Une situation qui a permis au républicain libertaire Ron Paul (71 ans), ennemi juré de la Réserve fédérale, de revenir sur le devant de la scène avec une proposition d’amendement permettant au Congrès d’auditer la FED. Position redevenue très tendance ces derniers mois.
"Ce que je veux, c’est savoir ce qu’ils font", tonnait récemment le grand pourfendeur de l’interventionnisme et du fédéralisme. "Ils peuvent créer de l’argent à partir de rien, font des promesses et donnent des garanties à des entités privées, des banquiers internationaux, d’autres gouvernements et d’autres banques centrales. Nous avons le droit de savoir exactement ce qu’ils font". "Il suffit d’aller sur le site de la Réserve fédérale pour constater qu’elle est plus transparente, par exemple, que la Banque Centrale européenne", assure pourtant Christine Rifflard.
Une ex d'Enron à la FED...

L’amendement en question, intitulé HR 1207 ou "Federal Reserve Transparency Act of 2009", a reçu pas moins de 271 soutiens de la part des élus du du Congrès, dont Alan Grayson et un tiers de démocrates. Même si aucun d’eux n’ira jusqu’à réclamer un retour de l’indexation du dollar sur le cours de l’or, vieille lubie de Paul. Celui qu’on surnomme "Dr. No" n’a pas encore eu gain de cause. Mais commence à sérieusement inquiéter la FED et son boss Ben Bernanke, honni par l’opinion publique et pas assuré de voir son mandat renouvelé en janvier 2010.

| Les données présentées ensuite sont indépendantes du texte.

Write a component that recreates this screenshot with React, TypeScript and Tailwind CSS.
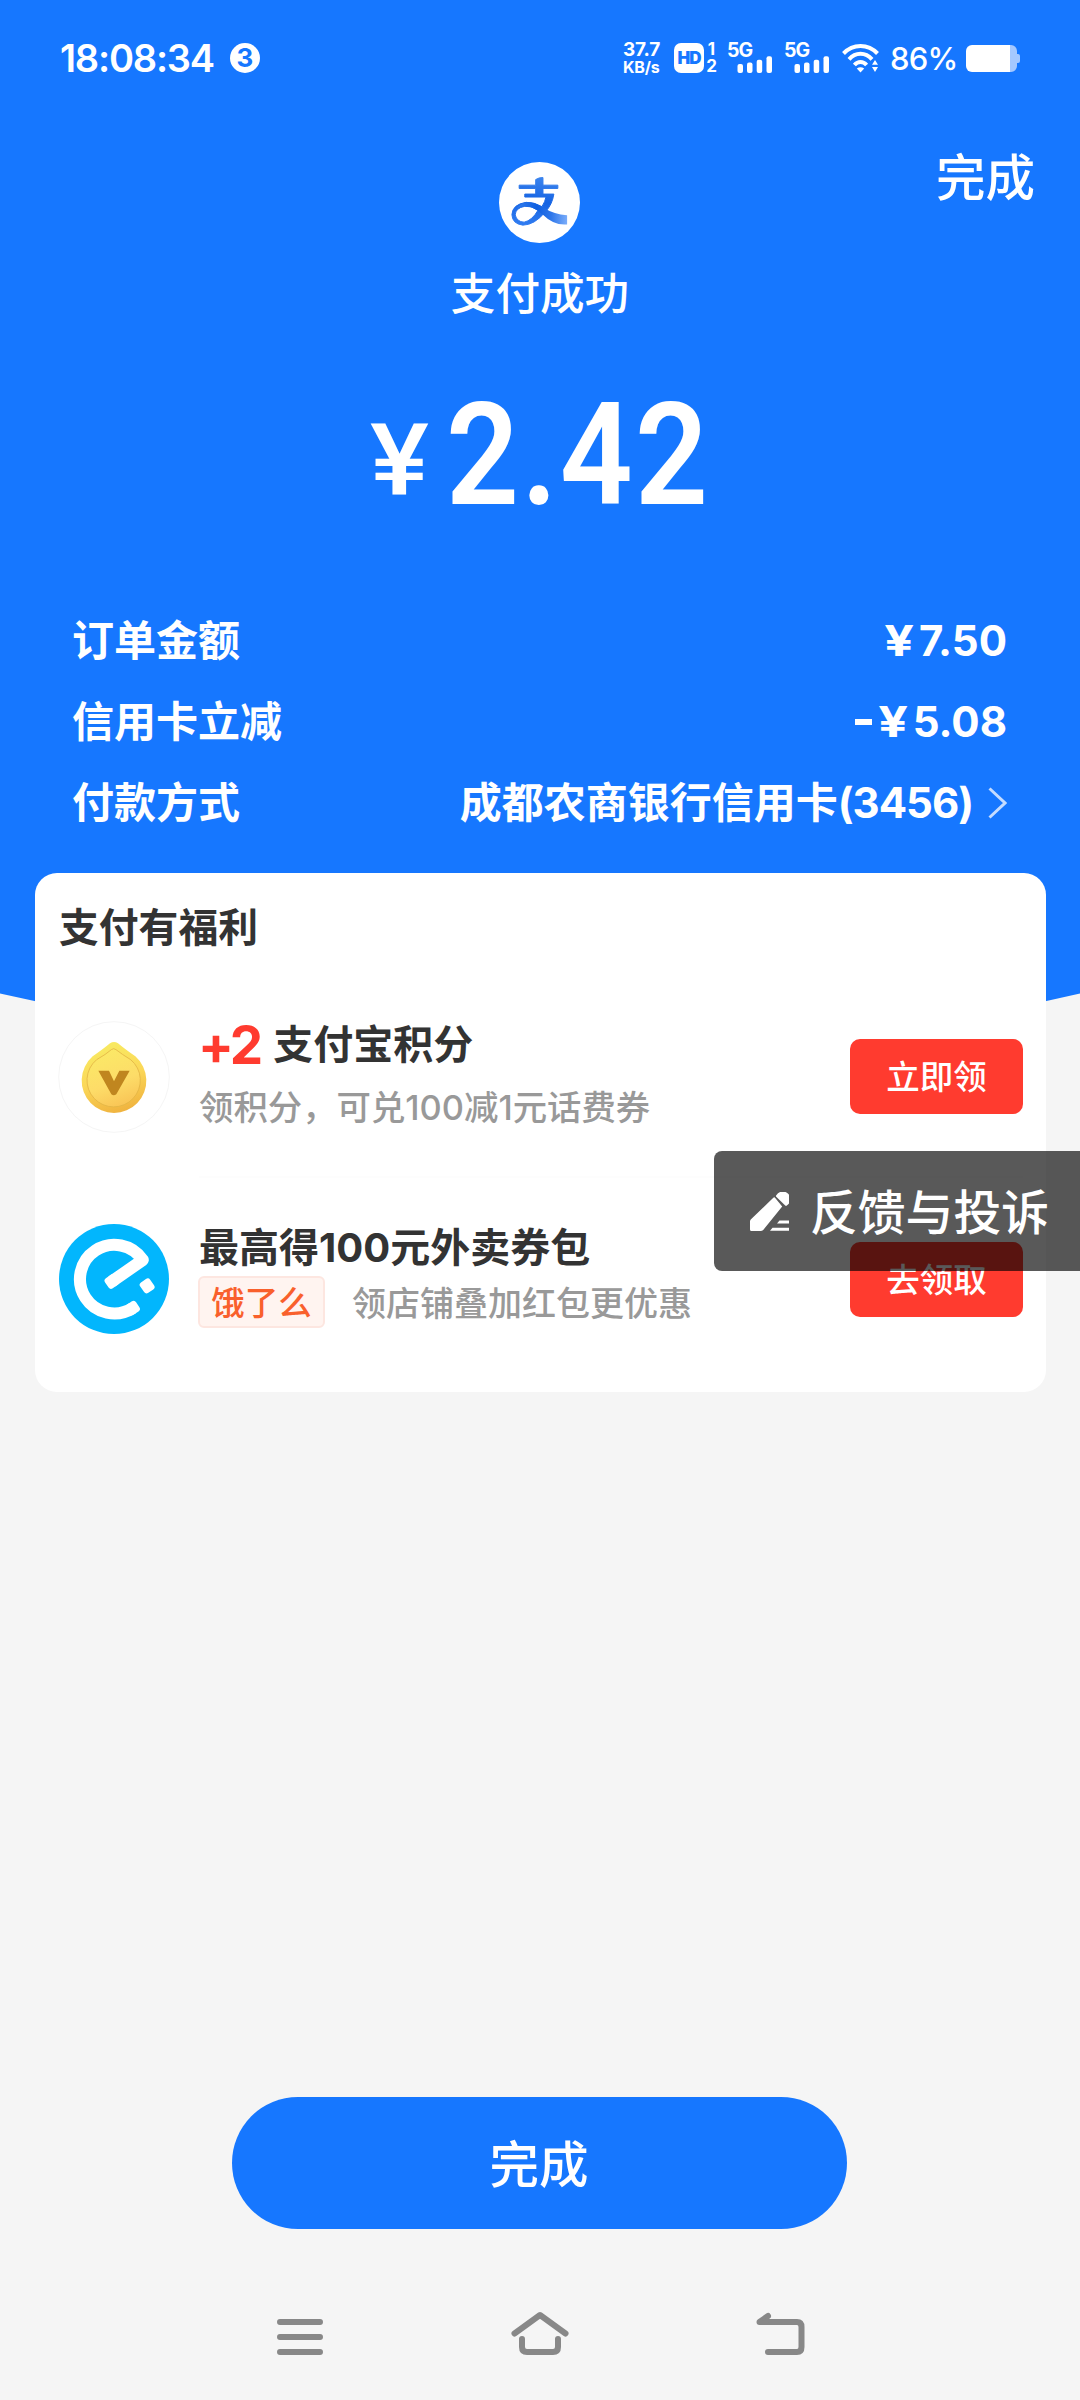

"Si le GAO (organisme chargé de réaliser des audits pour le Congrès, NDLR) émet des jugements sur les politiques que nous avons mises en place, cela signifierait une prise de pouvoir du Congrès et une répudiation de la Réserve fédérale qui serait hautement destructrice pour la stabilité du système financier, le dollar et notre situation économique nationale."
Pas sûr que les implorations de Bernanke, auditionné par le Congrès les 21 et 22 juillet 2009, réussissent à convaincre les parlementaires et sénateurs AMÉRICAINS, qui surfent à fond sur la méfiance de leurs électeurs. Pas plus que la dernière décision de la FED, qui a engagé Linda Robertson, une ancienne lobbyiste d’Enron (société au cœur d’un énorme scandale après sa faillite en 2001), pour améliorer ses relations avec les représentants du peuple.